When the lead is developed to a point it consumes the page (front and back) it was given, I rip it out of the notebook and put it in it’s own folder. This way, leads that are worthy must earn a folder. Because you will rip out pages from your lead notebook, you mustn’t use the back of the pages for another lead. Obviously, you’ll want to use the right, not the left, page to start each lead on.
For taking your notebook or lead folder in the field, I use a single carry folder holder. It keeps it protected from rain, wind, mud and dust but most importantly, it keeps it together.
Camera, Tripod/Monopod, Measuring Plumb
From experience in oil and gas fieldwork, I applied a nifty solution to my courthouse research method. When pulling up legal documents at the courthouse, if you use a measuring plumb (just a string of xx inches and a weight) and a tripod you can photograph documents just as good as scanning. It is much quicker and cheaper than from a copy machine. You will need to spend a few minutes at home measuring your plumb and confirming images you took are clear and in focus. The tripod makes it all easier, but with practice you will be able to do it without the plumb or tripod. To keep file size down, set your digital camera to black and white.
Fairly obvious, but I’ll list it here. There are times in the field where you’ll need internet to look something up which will guide your field research. Be sure to have it with you and charged up.
Online Tools for Treasure Hunting
Here I want to cover Online Tools that are useful in doing proper treasure hunting research. These are not research tools or sources, but tools that are peripheral and helpful.
Clustering and Interconnectedness Visualization
Yea that is a mouthful. Basically, it helps in see street credibility of a site by visually displaying the top external web links from it. So if a site is very interconnected with another, then it likely is considered very useful and hence implied with credibility.
My top clustering Tool is TouchGraph. Here you can see in the picture the fascinating interconnections with other sites.
If you were to apply this to topics of interest, you will quickly discover new sites of relevance that you never new existed and Google-searching missed.
Research Notes and Web Bookmarking
Bookmarks are dumb. There is no user data attached to the bookmark. You may not even know why you bookmarked that web page. If you have other notes on the webpage, you aren’t able to attach that info to the bookmarked page. So because of this, we need a intelligent bookmarking tool.
Zotero is a plug in tool that you can add to Firefox or Internet Explorer. It originally was designed as a bookmark tool for academics that captured the url, the author and publisher information off the webpage to make it easy to cite sources. It evolved and got more powerful. It now is stronger than ever, as Zotero is coming out with a stand alone program as well as an app for your Droid or iPhone.
I have high regard for Zotero, and encourage this to be one of your core tools during research.
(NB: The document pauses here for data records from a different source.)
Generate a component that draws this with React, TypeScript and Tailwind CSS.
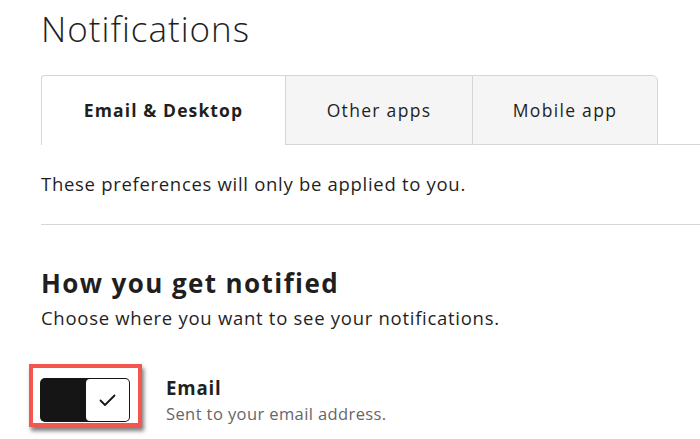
import React from 'react';

const tabs = [
  { label: 'Email & Desktop', active: true, w: 'w-[244px]' },
  { label: 'Other apps', active: false, w: 'w-[187px]' },
  { label: 'Mobile app', active: false, w: 'w-[186px]' },
];

export default function App() {
  return (
    <div className="h-[439px] w-[700px] overflow-hidden bg-white text-[#1f1f1f] font-['Open_Sans',sans-serif]">
      <div className="pl-[41px] pt-[7px]">
        <h1 className="text-[35px] font-light leading-[44px] tracking-[1px]">Notifications</h1>

        {/* Tabs */}
        <div className="mt-[24px] flex h-[70px]">
          {tabs.map((t, i) => (
            <div
              key={t.label}
              className={
                t.active
                  ? `${t.w} flex items-center justify-center rounded-tl-[4px] border-l border-t border-[#d6d6d6] bg-white text-[17.5px] font-bold tracking-[1.1px]`
                  : `${t.w} flex items-center justify-center border-l border-t border-b border-[#d6d6d6] bg-[#f5f5f5] text-[17.5px] tracking-[1.3px] ${
                      i === tabs.length - 1 ? 'rounded-tr-[6px] border-r' : ''
                    }`
              }
            >
              {t.label}
            </div>
          ))}
          <div className="flex-1 border-b border-[#d6d6d6]" />
        </div>

        <p className="mt-[26px] text-[18.5px] leading-[26px] tracking-[0.7px]">
          These preferences will only be applied to you.
        </p>
        <div className="mt-[27px] h-px bg-[#d6d6d6]" />

        <h2 className="mt-[42px] text-[26px] font-bold leading-[32px] tracking-[1.4px]">How you get notified</h2>
        <p className="mt-[6px] text-[18.5px] leading-[26px] tracking-[0.72px]">
          Choose where you want to see your notifications.
        </p>

        {/* Email toggle row */}
        <div className="mt-[33px] flex items-start">
          <div className="-ml-[12px] border-[4px] border-[#f2564f] pb-[1px] pl-[7px] pr-[8px] pt-[10px] shadow-[2px_4px_4px_rgba(0,0,0,0.5)]">
            <div className="flex h-[44px] w-[90px] rounded-[5px] bg-[#151515] p-[1px]">
              <div className="flex-1" />
              <div className="flex w-[43px] items-center justify-center rounded-[4px] bg-white">
                <svg width="17" height="13" viewBox="0 0 17 13" fill="none">
                  <path d="M1.5 6.5 L6 11 L15.5 1.5" stroke="#151515" strokeWidth="1.8" strokeLinecap="round" strokeLinejoin="round" />
                </svg>
              </div>
            </div>
          </div>
          <div className="ml-[24px] mt-[12px]">
            <div className="text-[18.7px] font-bold leading-[24px] tracking-[0.8px]">Email</div>
            <div className="mt-[3px] text-[16.5px] leading-[22px] tracking-[0.4px] text-[#666666]">
              Sent to your email address.
            </div>
          </div>
        </div>
      </div>
    </div>
  );
}
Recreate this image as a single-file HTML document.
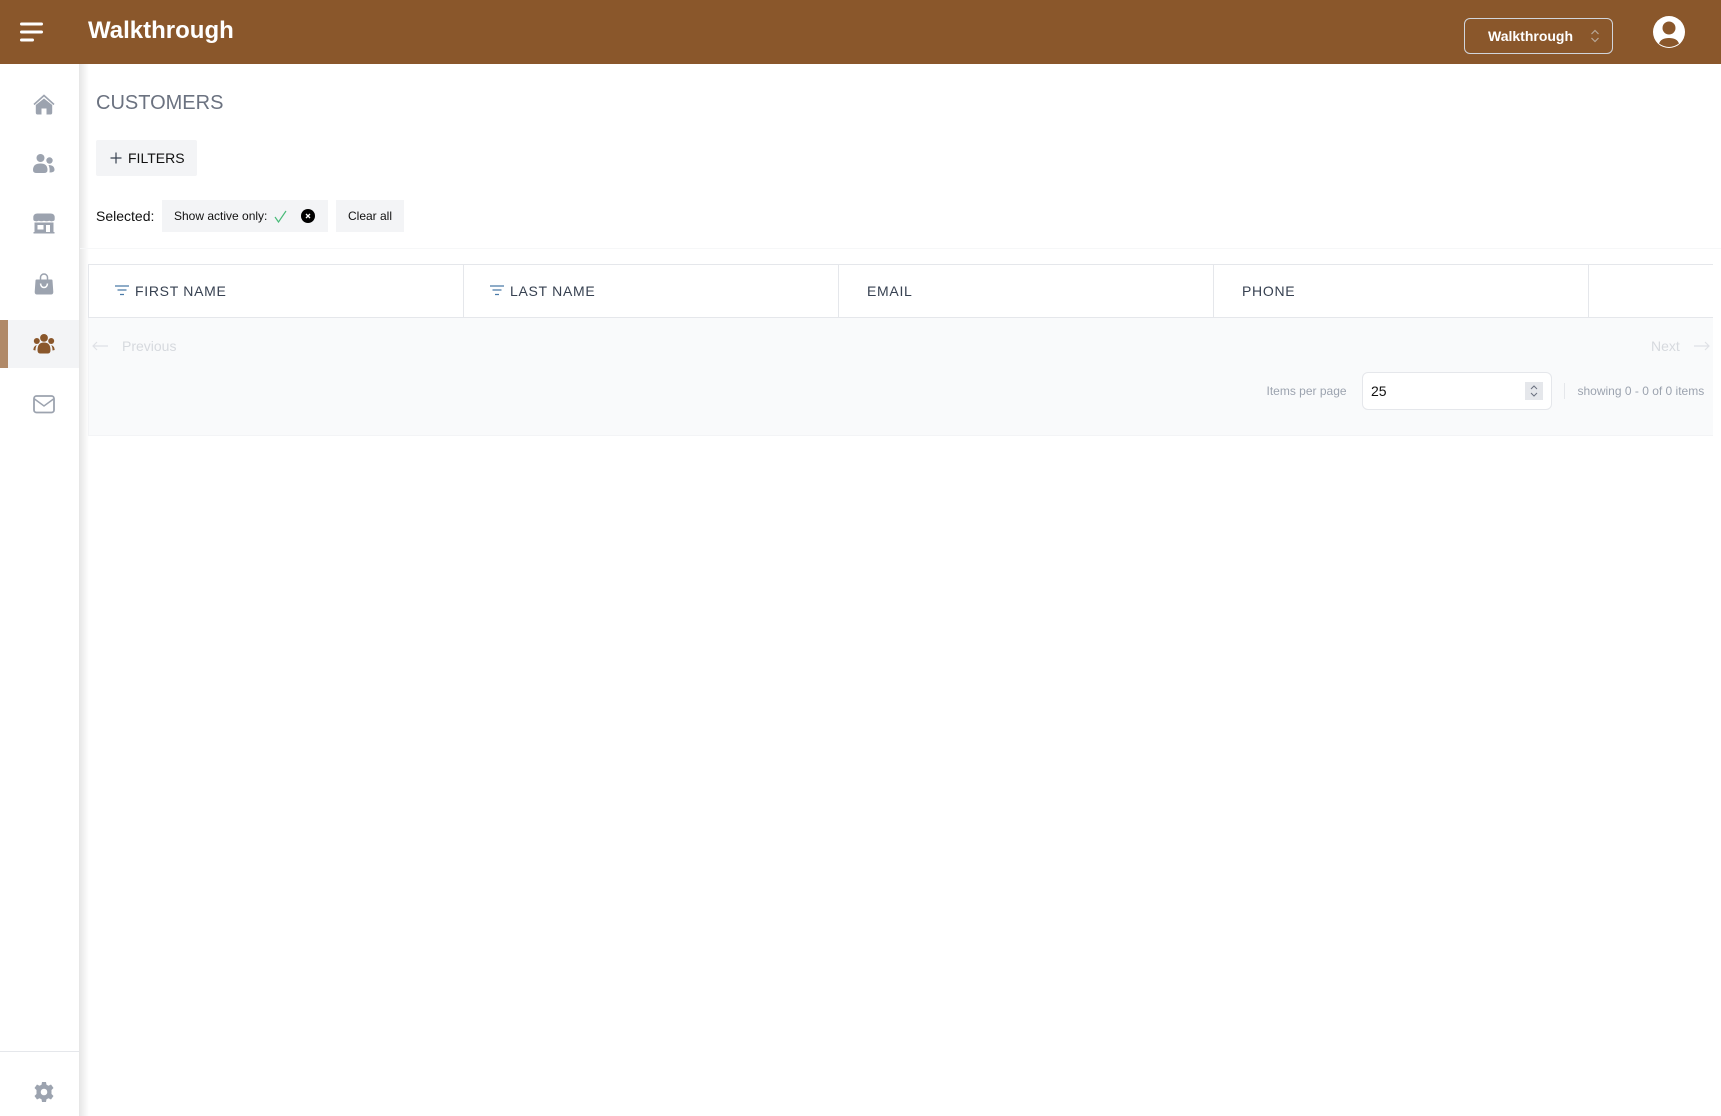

Evernote.com is a popular note taking plug-in for web browsers. They have expanded it to other services, but I’m just going to tell you about the note taking side. You can surf the web, find an interesting web page and make a copy of it with a note you write to yourself. You also can tag that note with keywords. Once you make a note, it is uploaded into Evernotes cloud servers and synced with all your other computers that have an Evernote plug in. So you laptop, desktop, iPad, etc. all have the same notes in them.
For example, you surf to a site about green tea, you spot a funky green tea called ‘monkey-on-my-back’ and you make an Evernote to yourself to buy a pound for your uncles birthday. You tag the note as ‘birthday gifts’. Two months later, you remember you found some cool things for gifts, you look into your Evernote account, search for ‘birthday gifts’ and you find half a dozen notes to yourself including the one about this gift idea for your Uncle.
You can Evernote pictures, web pages, PDFs (and Evernote pro can OCR the contents for you), and just about anything on the web.
Further, if you have a partner, Evernote can be used collaboratively. You just tell it what folders or notes to be shared with your partner. And as long as your partner has Evernote on his computer, he sees the notes you’ve made and shared.
Drawbacks, Evernote only works on Windows and Mac. As a Linux guy, this was a deal breaker.